In the coming year, China and Zimbabwe would put into action bilateral relations, which were last year elevated to Comprehensive Strategic Partnership of Cooperation-a vital signature of China’s commitment to work with a given country.

“Some US$2,5 billion of loans, investments and grants have been provided by the Chinese government, financial institutions and enterprises to Zimbabwe, (a) much larger share than most other African countries,” Baogang recently.

“(The) Kariba South expansion project has been completed, adding 300MW (megawatts) power generation capacity to the national grid. We have launched (the) ground-breaking ceremony for the Hwange Thermal Power Station expansion project.

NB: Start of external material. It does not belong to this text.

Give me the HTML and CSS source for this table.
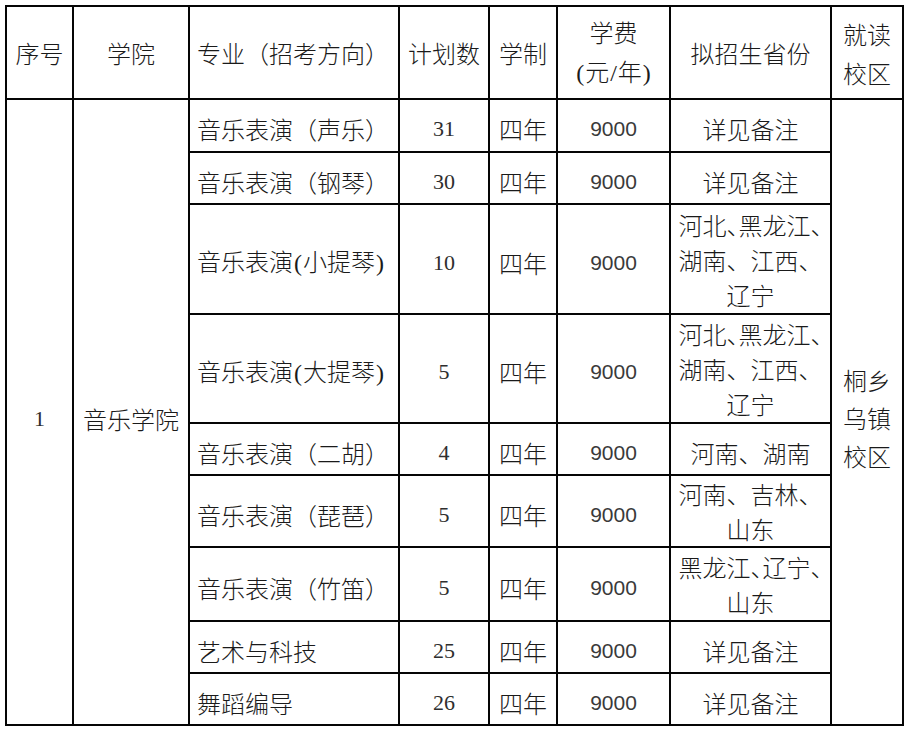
FILE: index.html
```html
<!DOCTYPE html>
<html lang="zh-CN">
<head>
<meta charset="utf-8">
<title>招生计划</title>
<link rel="stylesheet" href="styles.css">
</head>
<body>
<div class="plan" role="table">
  <div class="c hd"><span class="t">序号</span></div>
  <div class="c hd"><span class="t">学院</span></div>
  <div class="c hd major"><span class="t">专业（招考方向）</span></div>
  <div class="c hd"><span class="t">计划数</span></div>
  <div class="c hd"><span class="t">学制</span></div>
  <div class="c hd two"><span class="t">学费<br><span class="lat">(</span>元<span class="lat">/</span>年<span class="lat">)</span></span></div>
  <div class="c hd"><span class="t">拟招生省份</span></div>
  <div class="c hd two"><span class="t">就读<br>校区</span></div>

  <div class="c span num"><span class="t">1</span></div>
  <div class="c span"><span class="t">音乐学院</span></div>
  <div class="c major"><span class="t">音乐表演（声乐）</span></div>
  <div class="c num"><span class="t">31</span></div>
  <div class="c"><span class="t">四年</span></div>
  <div class="c fee"><span class="t">9000</span></div>
  <div class="c"><span class="t">详见备注</span></div>
  <div class="c span campus"><span class="t">桐乡<br>乌镇<br>校区</span></div>

  <div class="c major"><span class="t">音乐表演（钢琴）</span></div>
  <div class="c num"><span class="t">30</span></div>
  <div class="c"><span class="t">四年</span></div>
  <div class="c fee"><span class="t">9000</span></div>
  <div class="c"><span class="t">详见备注</span></div>

  <div class="c major"><span class="t">音乐表演<span class="lat">(</span>小提琴<span class="lat">)</span></span></div>
  <div class="c num"><span class="t">10</span></div>
  <div class="c"><span class="t">四年</span></div>
  <div class="c fee"><span class="t">9000</span></div>
  <div class="c prov"><span class="t">河北<span class="h">、</span>黑龙江<span class="h">、</span><br>湖南、江西、<br>辽宁</span></div>

  <div class="c major"><span class="t">音乐表演<span class="lat">(</span>大提琴<span class="lat">)</span></span></div>
  <div class="c num"><span class="t">5</span></div>
  <div class="c"><span class="t">四年</span></div>
  <div class="c fee"><span class="t">9000</span></div>
  <div class="c prov"><span class="t">河北<span class="h">、</span>黑龙江<span class="h">、</span><br>湖南、江西、<br>辽宁</span></div>

  <div class="c major"><span class="t">音乐表演（二胡）</span></div>
  <div class="c num"><span class="t">4</span></div>
  <div class="c"><span class="t">四年</span></div>
  <div class="c fee"><span class="t">9000</span></div>
  <div class="c"><span class="t">河南、湖南</span></div>

  <div class="c major"><span class="t">音乐表演（琵琶）</span></div>
  <div class="c num"><span class="t">5</span></div>
  <div class="c"><span class="t">四年</span></div>
  <div class="c fee"><span class="t">9000</span></div>
  <div class="c prov"><span class="t">河南、吉林、<br>山东</span></div>

  <div class="c major"><span class="t">音乐表演（竹笛）</span></div>
  <div class="c num"><span class="t">5</span></div>
  <div class="c"><span class="t">四年</span></div>
  <div class="c fee"><span class="t">9000</span></div>
  <div class="c prov"><span class="t">黑龙江<span class="h">、</span>辽宁<span class="h">、</span><br>山东</span></div>

  <div class="c major"><span class="t">艺术与科技</span></div>
  <div class="c num"><span class="t">25</span></div>
  <div class="c"><span class="t">四年</span></div>
  <div class="c fee"><span class="t">9000</span></div>
  <div class="c"><span class="t">详见备注</span></div>

  <div class="c major"><span class="t">舞蹈编导</span></div>
  <div class="c num"><span class="t">26</span></div>
  <div class="c"><span class="t">四年</span></div>
  <div class="c fee"><span class="t">9000</span></div>
  <div class="c"><span class="t">详见备注</span></div>
</div>
</body>
</html>
```
FILE: styles.css
```css
html, body {
  margin: 0;
  padding: 0;
  background: #ffffff;
}

body {
  font-family: "Noto Sans CJK SC", sans-serif;
  font-size: 24px;
  font-weight: 300;
  color: #1a1a1a;
}

.plan {
  display: grid;
  grid-template-columns: 65px 114px 208px 88px 66px 111px 159px 70px;
  grid-template-rows: 91px 51px 50px 108px 107px 50px 70px 72px 50px 50px;
  gap: 2px;
  padding: 2px;
  background: #050505;
  width: max-content;
  margin: 5px 0 0 5px;
}

.c {
  background: #ffffff;
  display: flex;
  justify-content: center;
  align-items: center;
  text-align: center;
  line-height: 35px;
  padding-top: 6px;
  white-space: nowrap;
  box-sizing: border-box;
}

.t {
  display: block;
}

.hd {
  padding-top: 0;
}

.hd.two {
  line-height: 39px;
}

.prov {
  padding-top: 0;
}

.major {
  justify-content: flex-start;
  text-align: left;
  padding-left: 7px;
}

.span {
  grid-row: span 9;
  padding-top: 12px;
}

.campus {
  line-height: 38px;
}

.num {
  font-family: "Liberation Serif", serif;
  font-size: 22px;
  font-weight: 400;
  color: #2e2e2e;
}

.fee {
  font-family: "Liberation Sans", sans-serif;
  font-size: 21px;
  font-weight: 400;
  color: #3a3a3a;
}

.lat {
  font-family: "Liberation Serif", serif;
  font-weight: 400;
  padding: 0 1px;
}

.h {
  font-feature-settings: "halt";
}
```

“We have launched the ground-breaking ceremony for the Robert Mugabe International Airport rehabilitation project. We have launched the ground-breaking ceremony for the construction of (the) new Parliament building. Zimbabwe will have the capacity to export electricity to earn the much-needed hard currency very soon. The secrets and resources for Zimbabwe’s development can be found in China,” said the Chinese diplomat.

The US$553 million Kariba power plant expansion kicked off six years ago.

It was completed last year, in time to help Zimbabwe avert a deteriorating power crisis that had forced authorities to import about half of its electricity from the region to power its ailing industries.